From the little I know -mainly from the testimony of an old man in a news article I clipped and since lost- you were not born “that way” (what a phrase!). What provoked the growths? The depredations of age gone more completely awry than usual?

Then you went up to me.

“Can you spare some money,” you asked, gently.

Flustered, I said no.

You smiled. And said. “I’m sorry.”

I said, “it’s ok.” And then I walked away.

The feeling one has when one’s soul wants to vomit: why did you say sorry to me?
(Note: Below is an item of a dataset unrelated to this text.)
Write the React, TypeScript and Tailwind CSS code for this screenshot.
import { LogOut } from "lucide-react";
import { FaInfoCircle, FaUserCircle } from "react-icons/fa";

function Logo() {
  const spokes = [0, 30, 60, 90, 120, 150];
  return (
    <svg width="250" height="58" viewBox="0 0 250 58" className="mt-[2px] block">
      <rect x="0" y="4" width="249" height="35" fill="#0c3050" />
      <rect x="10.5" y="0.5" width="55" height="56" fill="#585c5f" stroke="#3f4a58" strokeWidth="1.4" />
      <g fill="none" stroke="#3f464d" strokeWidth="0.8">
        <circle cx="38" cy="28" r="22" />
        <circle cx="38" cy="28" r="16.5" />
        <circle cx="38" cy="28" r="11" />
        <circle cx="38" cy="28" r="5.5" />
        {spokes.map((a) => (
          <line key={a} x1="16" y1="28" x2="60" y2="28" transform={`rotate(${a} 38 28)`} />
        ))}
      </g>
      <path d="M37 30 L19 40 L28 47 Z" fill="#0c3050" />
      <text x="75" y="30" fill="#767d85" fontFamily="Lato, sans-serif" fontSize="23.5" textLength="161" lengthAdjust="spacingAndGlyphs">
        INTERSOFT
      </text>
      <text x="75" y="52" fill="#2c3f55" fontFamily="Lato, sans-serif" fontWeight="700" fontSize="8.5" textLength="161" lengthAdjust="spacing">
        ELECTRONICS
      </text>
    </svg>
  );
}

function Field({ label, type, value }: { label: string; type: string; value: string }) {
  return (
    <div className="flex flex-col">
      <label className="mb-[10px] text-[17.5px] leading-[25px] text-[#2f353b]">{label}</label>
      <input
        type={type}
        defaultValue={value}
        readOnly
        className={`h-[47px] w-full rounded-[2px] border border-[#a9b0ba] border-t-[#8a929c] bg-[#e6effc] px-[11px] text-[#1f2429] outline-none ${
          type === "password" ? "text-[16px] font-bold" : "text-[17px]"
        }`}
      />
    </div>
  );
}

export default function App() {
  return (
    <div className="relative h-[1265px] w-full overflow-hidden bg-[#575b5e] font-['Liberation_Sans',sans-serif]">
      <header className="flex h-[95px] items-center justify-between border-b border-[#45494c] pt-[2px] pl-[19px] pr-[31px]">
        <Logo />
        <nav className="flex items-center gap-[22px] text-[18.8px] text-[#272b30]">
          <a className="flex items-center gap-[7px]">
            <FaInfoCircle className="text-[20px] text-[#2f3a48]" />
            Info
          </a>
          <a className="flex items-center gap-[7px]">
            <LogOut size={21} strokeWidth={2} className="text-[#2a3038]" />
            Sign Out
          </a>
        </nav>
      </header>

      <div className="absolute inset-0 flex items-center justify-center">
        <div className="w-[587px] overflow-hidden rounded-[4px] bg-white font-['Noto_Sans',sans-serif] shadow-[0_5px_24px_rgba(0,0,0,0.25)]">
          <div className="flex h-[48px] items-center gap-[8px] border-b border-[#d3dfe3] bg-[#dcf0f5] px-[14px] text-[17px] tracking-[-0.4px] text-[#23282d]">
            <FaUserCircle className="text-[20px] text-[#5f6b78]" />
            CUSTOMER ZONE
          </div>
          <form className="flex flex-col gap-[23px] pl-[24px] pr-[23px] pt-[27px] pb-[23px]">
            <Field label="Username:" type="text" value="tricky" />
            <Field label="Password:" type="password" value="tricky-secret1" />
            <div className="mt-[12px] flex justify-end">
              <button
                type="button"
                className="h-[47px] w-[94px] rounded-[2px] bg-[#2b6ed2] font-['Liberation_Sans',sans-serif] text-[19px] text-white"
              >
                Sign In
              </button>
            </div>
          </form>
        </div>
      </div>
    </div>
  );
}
You should have said, “apology not accepted”.

***

YUKIO Mishima once wrote, “I came out on the stage to make an audience weep and instead they burst out laughing”.
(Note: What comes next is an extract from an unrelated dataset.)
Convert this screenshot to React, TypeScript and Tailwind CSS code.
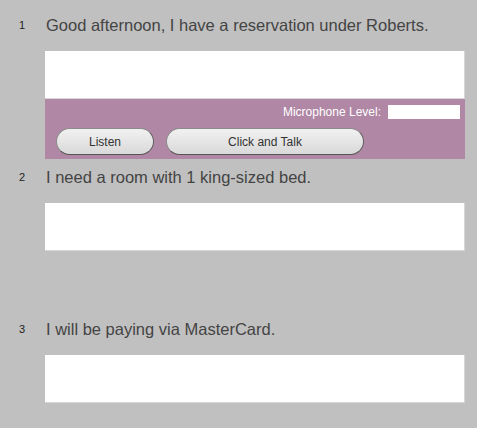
import React from "react";

type Item = { n: number; text: string; recorder: "shown" | "hidden" | "none" };

const items: Item[] = [
  { n: 1, text: "Good afternoon, I have a reservation under Roberts.", recorder: "shown" },
  { n: 2, text: "I need a room with 1 king-sized bed.", recorder: "hidden" },
  { n: 3, text: "I will be paying via MasterCard.", recorder: "none" },
];

function PillButton({ label, width }: { label: string; width: string }) {
  return (
    <button
      className={`${width} flex h-[27px] items-center justify-center rounded-full border border-[#8c8c8c] border-r-[#606060] border-b-[#555] bg-gradient-to-b from-[#f1f1f1] to-[#d9d9d9] text-[12px] text-[#333]`}
    >
      {label}
    </button>
  );
}

function Recorder({ hidden }: { hidden?: boolean }) {
  if (hidden) return <div className="h-[60px]" />;
  return (
    <div className="flex h-[60px] flex-col bg-[#b087a5] pl-[11px] pr-[5px] pt-[6px]">
      <div className="flex h-[14px] items-center justify-end gap-[7px]">
        <span className="text-[12px] leading-[14px] text-white">Microphone Level:</span>
        <div className="h-[14px] w-[72px] bg-white" />
      </div>
      <div className="mt-[9px] flex gap-[12px]">
        <PillButton label="Listen" width="w-[98px]" />
        <PillButton label="Click and Talk" width="w-[198px]" />
      </div>
    </div>
  );
}

export default function App() {
  return (
    <div
      className="min-h-[428px] w-full bg-[#c0c0c0] pt-[7px]"
      style={{ fontFamily: '"Liberation Sans", Arial, sans-serif' }}
    >
      {items.map((item) => (
        <div key={item.n} className="flex pt-[6px]">
          <div className="w-[45px] shrink-0 pl-[19px] text-[11px] leading-[24px] text-[#222]">
            {item.n}
          </div>
          <div className="w-[420px]">
            <p className="pl-[1px] text-[16.5px] leading-[24px] text-[#444]">{item.text}</p>
            <div className="mt-[14px] h-[48px] border-r border-b border-[#d6d6d6] bg-white" />
            {item.recorder !== "none" && <Recorder hidden={item.recorder === "hidden"} />}
          </div>
        </div>
      ))}
    </div>
  );
}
Since you apologized over my apology, I have encountered many who remind me of you, though none exactly like you. Just the other week, and what has it been –a decade?- since we briefly met, I saw a man with no legs, sitting on the sidewalk by the wall of Camp Crame leading to the LRT, holding a plastic cup.

He was looking up at another man, dressed neatly in a kind of dutifully-washed-and mended polo shirt. The man was engaging him in conversation. Was the man a writer, perhaps, or simply someone on his way to work, engaging the man with no legs in conversation?

People rushed past. They gave the two troubled looks. What is more disturbing: to see a man with no legs begging on the pavement, or a countryman pausing to converse with him, man to man?

I saw that scene only briefly. We only see such scenes briefly, if at all. Just the other day, there was the scene, awful, and heart-breaking if only we weren’t so used to it. The parade, my writer’s mind tells me to call it, of the dispossessed. In front of St. Paul’s College, Quezon City, there is, day in and out, a man in his early fifties, piteously deformed; almost, it seems, a Thalidomide baby condemned to advanced years. He has become such a fixture that surely every person passing him by day to day has come to memorize his every twitch, his slack-jawed fatalism. On some days, a sign hands around his neck. Over the holidays it said, “Merry Christmas, God Bless you.” I gave him coins once. He tried to say thank you. Part of me was glad he was incapable of mouthing the words.

But of that parade, and they come in every shape, age, sex, and size –there is the blind old lady, with white hair, clothes of charitable origin, whose gaping eye sockets mercifully cannot see what her seeing-eye guide, probably a granddaughter, sees minute by minute, hour by hour, day by day. The knock; the look of muted pleading; the counter-knock from the impatient, saying, “your petition is dismissed”; the shuffle on to the next vehicle.

Yesterday there was a man. He was missing a hand. He did the ritualized shuffle, too. Knock, plead, suffer rejection, shuffle on to the next, repeat. Around him and ahead of him swarmed children doing the same thing. One child was particularly passive; she knocked on one window, was rejected, sat on the sidewalk and sulked. Some others made it a game. One little girl got no coins, though a motorist handed her some crackers. She smiled the smile of a Pacquiao.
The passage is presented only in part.